In principle that could happen "within a few weeks", but the Commission has not yet decided whether the approval will be granted before or after the European summer break, a spokesman for the EU executive told Reuters.
Before the vote, EU Health and Consumer Commissioner John Dalli told ministers that authorisations should be approved as a priority to avoid any repeat of last year's disruption to feed imports.
That was caused by the EU's zero-tolerance policy on unapproved GM material in imports - shipments of animal feed from the United States were refused entry to the bloc after minute traces of unapproved GM material were discovered in the cargo.
Allow small tolerances
The Commission has said it will propose a small tolerance margin for unapproved GM in imports later this year to resolve the issue, but until then the only solution is for the EU to approve varieties individually for import.

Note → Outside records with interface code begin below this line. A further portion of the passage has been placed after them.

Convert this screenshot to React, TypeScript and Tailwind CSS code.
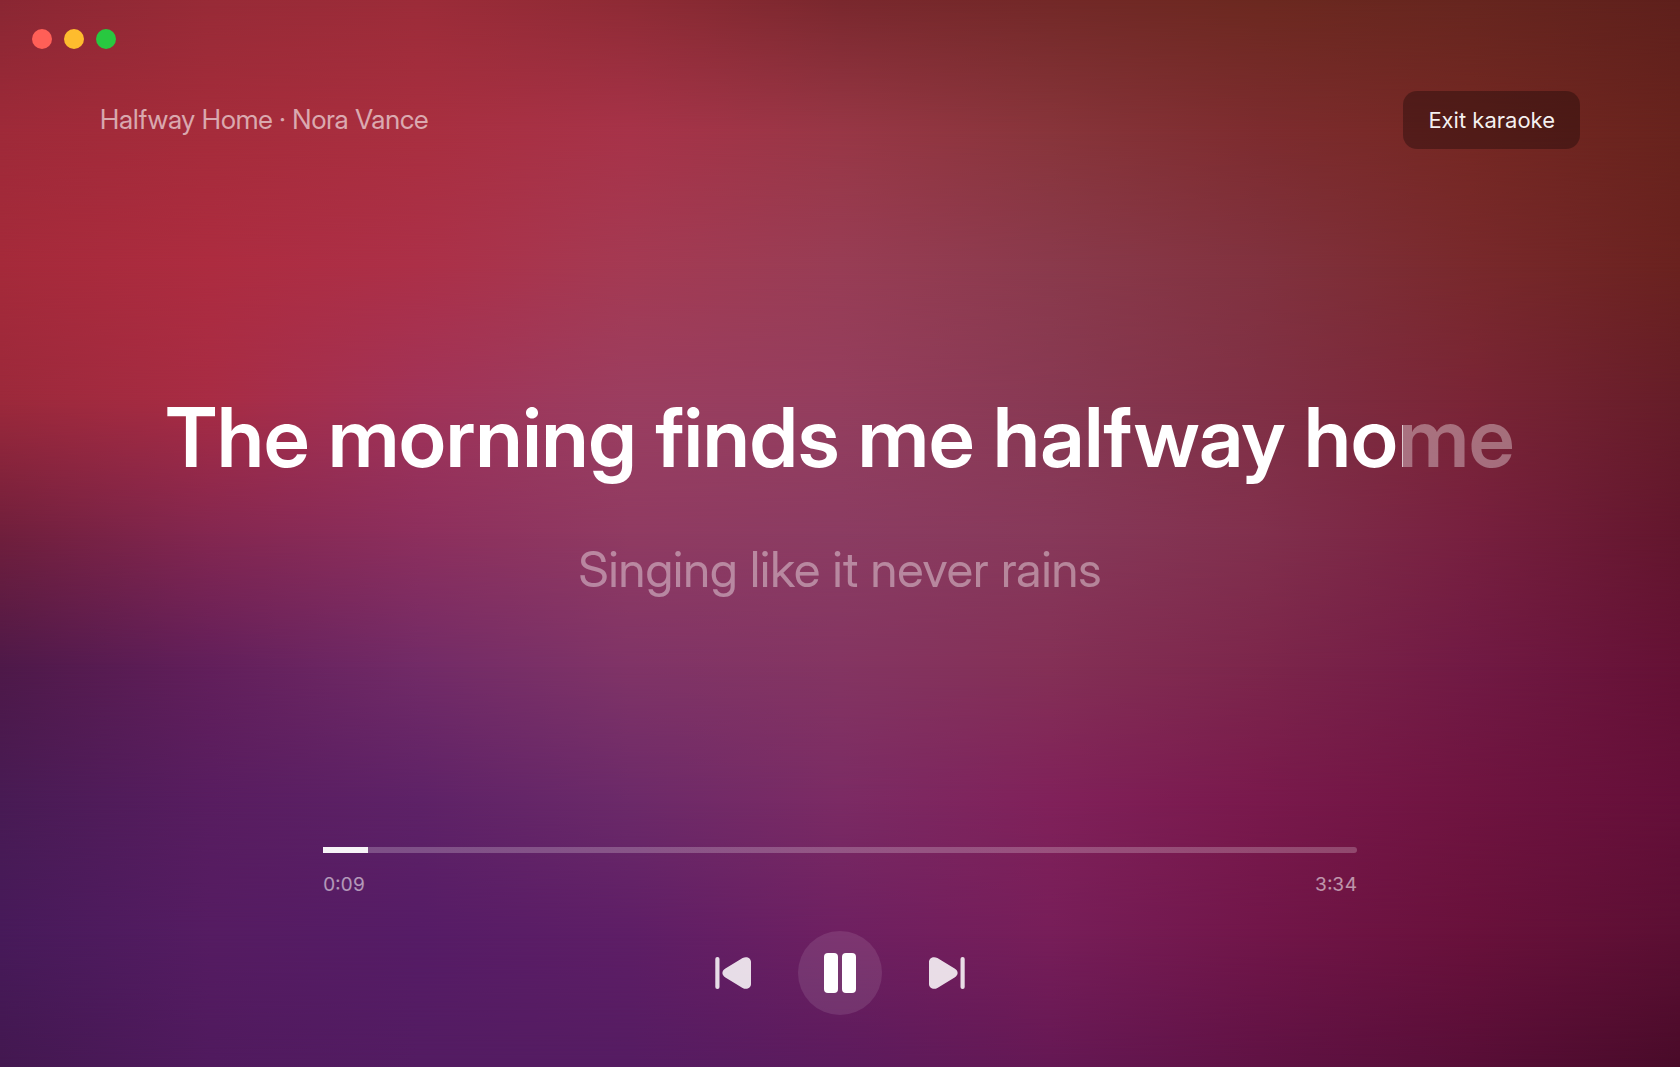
const stops = [0, 12.5, 25, 37.5, 50, 62.5, 75, 87.5, 100];

const mesh = [
  ["#8a2733", "#982b37", "#9c2c39", "#8e2b35", "#7a282e", "#732928", "#6c2920", "#67261f", "#5f201c"],
  ["#9f2a39", "#a62c3b", "#a92f40", "#a73349", "#983746", "#88353b", "#7d2c2f", "#752823", "#68231d"],
  ["#a52a3a", "#ad2c40", "#ac3048", "#a43a53", "#983d55", "#8a3a4c", "#81323f", "#79292c", "#6a221f"],
  ["#9c293b", "#a82c44", "#a13358", "#9b3e60", "#943e5e", "#883953", "#803045", "#7a2536", "#661d28"],
  ["#701f3c", "#842750", "#8d2f5d", "#903b62", "#8b3c62", "#87395a", "#81304d", "#77203f", "#63162d"],
  ["#4e1949", "#621f5b", "#722b67", "#803467", "#843562", "#843056", "#7c264b", "#711a44", "#651135"],
  ["#481b54", "#581d60", "#5e2267", "#6c2a69", "#7b2b64", "#80215a", "#79194c", "#6f1440", "#650f39"],
  ["#471a5a", "#551c62", "#561c66", "#5e1e66", "#6e2061", "#771e59", "#711649", "#69113b", "#5c0f33"],
  ["#431850", "#501a5e", "#531c62", "#551c62", "#5c1b5d", "#651854", "#601244", "#580e37", "#490b29"],
];

function Backdrop() {
  return (
    <div aria-hidden="true" className="absolute inset-0 -z-10 overflow-hidden">
      {mesh.map((row, i) => {
        const mask =
          i === 0
            ? undefined
            : `linear-gradient(to bottom, transparent ${stops[i - 1]}%, black ${stops[i]}%)`;
        return (
          <div
            key={i}
            className="absolute inset-0"
            style={{
              backgroundImage: `linear-gradient(to right, ${row.map((c, j) => `${c} ${stops[j]}%`).join(", ")})`,
              maskImage: mask,
            }}
          />
        );
      })}
    </div>
  );
}

function SkipIcon({ className = "" }: { className?: string }) {
  return (
    <svg viewBox="0 0 36 34" className={`h-[34px] w-9 ${className}`} fill="currentColor" aria-hidden="true">
      <path d="M0 6C0 2.2 4.2-.2 8.4 2L25.6 12.6C29.6 15 29.6 19 25.6 21.4L8.4 32C4.2 34.2 0 31.8 0 28Z" />
      <rect x="31.5" y="1" width="4.2" height="32" rx="2" />
    </svg>
  );
}

function PauseIcon() {
  return (
    <svg viewBox="0 0 32 40" className="h-10 w-8" fill="currentColor" aria-hidden="true">
      <rect x="0" y="0" width="14" height="40" rx="4" />
      <rect x="18" y="0" width="14" height="40" rx="4" />
    </svg>
  );
}

function time(s: number) {
  return `${Math.floor(s / 60)}:${String(Math.floor(s % 60)).padStart(2, "0")}`;
}

export default function App() {
  const elapsed = 9.4;
  const duration = 214;
  const played = (elapsed / duration) * 100;
  const sung = 91.8;

  return (
    <div className="relative isolate flex min-h-screen flex-col font-['Inter',sans-serif] text-white">
      <Backdrop />

      <div className="flex gap-3 px-8 pt-[29px]">
        <button type="button" aria-label="Close" className="size-5 rounded-full bg-[#ff5f57]" />
        <button type="button" aria-label="Minimize" className="size-5 rounded-full bg-[#febc2e]" />
        <button type="button" aria-label="Zoom" className="size-5 rounded-full bg-[#28c840]" />
      </div>

      <header className="mt-[42px] flex items-center justify-between px-[100px]">
        <p className="font-['Inter_Display','Inter',sans-serif] text-[27px] leading-8 text-white/60">
          Halfway Home · Nora Vance
        </p>
        <button type="button" className="rounded-[14px] bg-black/30 px-[25px] py-3 text-[22px] leading-[34px] text-white/95">
          Exit karaoke
        </button>
      </header>

      <main className="flex flex-1 flex-col items-center justify-center gap-[52px] pb-2 text-center font-['Inter_Display','Inter',sans-serif]">
        <h1
          className="bg-clip-text text-[82px] leading-[100px] font-semibold whitespace-nowrap text-transparent"
          style={{
            backgroundImage: `linear-gradient(to right, white ${sung}%, rgb(255 255 255 / 0.35) ${sung}%)`,
          }}
        >
          The morning finds me halfway home
        </h1>
        <p className="text-[49px] leading-[60px] text-white/40">Singing like it never rains</p>
      </main>

      <footer className="flex flex-col items-center pb-[52px]">
        <div className="w-[1034px] max-w-full">
          <input
            type="range"
            aria-label="Playback position"
            min={0}
            max={duration}
            step="any"
            defaultValue={elapsed}
            className="block h-1.5 w-full appearance-none rounded-r-full [&::-webkit-slider-thumb]:size-0 [&::-webkit-slider-thumb]:appearance-none"
            style={{
              backgroundImage: `linear-gradient(to right, rgb(255 255 255 / 0.95) ${played}%, rgb(255 255 255 / 0.22) ${played}%)`,
            }}
          />
          <div className="mt-5 flex justify-between text-[19px] leading-6 text-white/55 tabular-nums">
            <span>{time(elapsed)}</span>
            <span>{time(duration)}</span>
          </div>
        </div>
        <div className="mt-[34px] flex items-center gap-[47px]">
          <button type="button" aria-label="Previous track" className="text-white/85">
            <SkipIcon className="rotate-180" />
          </button>
          <button
            type="button"
            aria-label="Pause"
            className="flex size-[84px] items-center justify-center rounded-full bg-white/10"
          >
            <PauseIcon />
          </button>
          <button type="button" aria-label="Next track" className="text-white/85">
            <SkipIcon />
          </button>
        </div>
      </footer>
    </div>
  );
}
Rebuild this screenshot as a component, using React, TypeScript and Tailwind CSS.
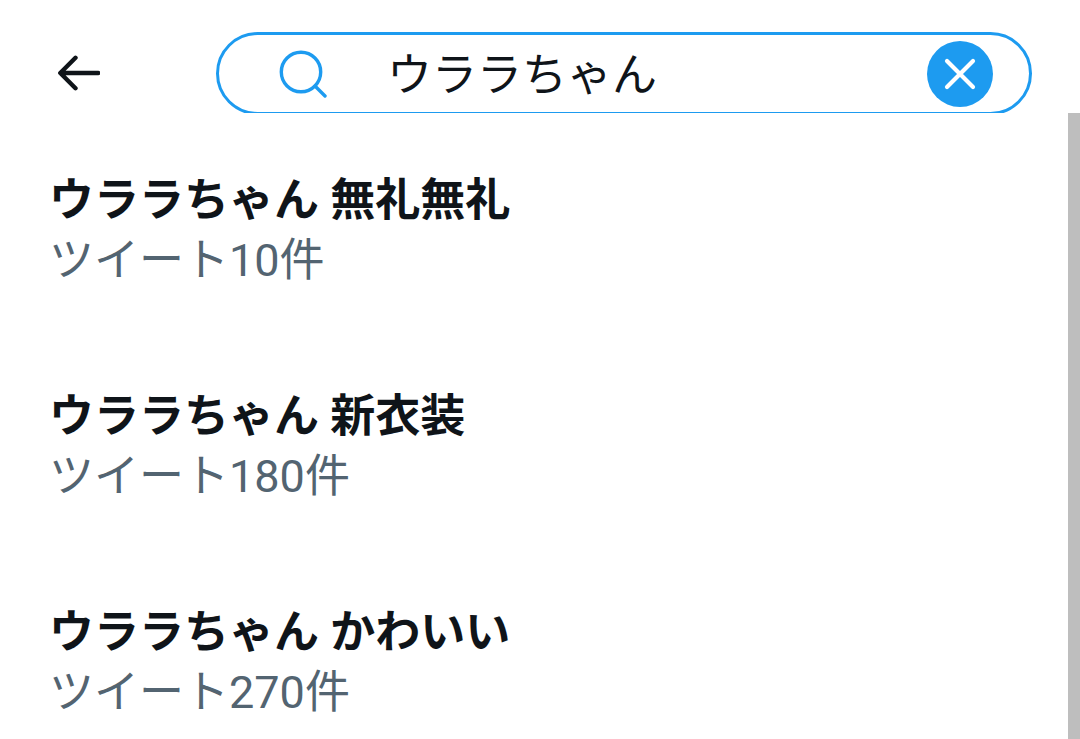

One of the applications was to renew a previous EU approval for the insect-resistant Bt11 maize, developed by Swiss-based biotech company Syngenta, which expired in 2007.
The other five covered new approvals for "stacked" maize varieties, developed by combining existing insect- and herbicide-resistant GM maize varieties together using conventional plant breeding techniques.
One was developed by Syngenta, two were developed jointly by subsidiaries of US chemicals companies DuPont and Dow Chemical, and a further two were developed by Monsanto.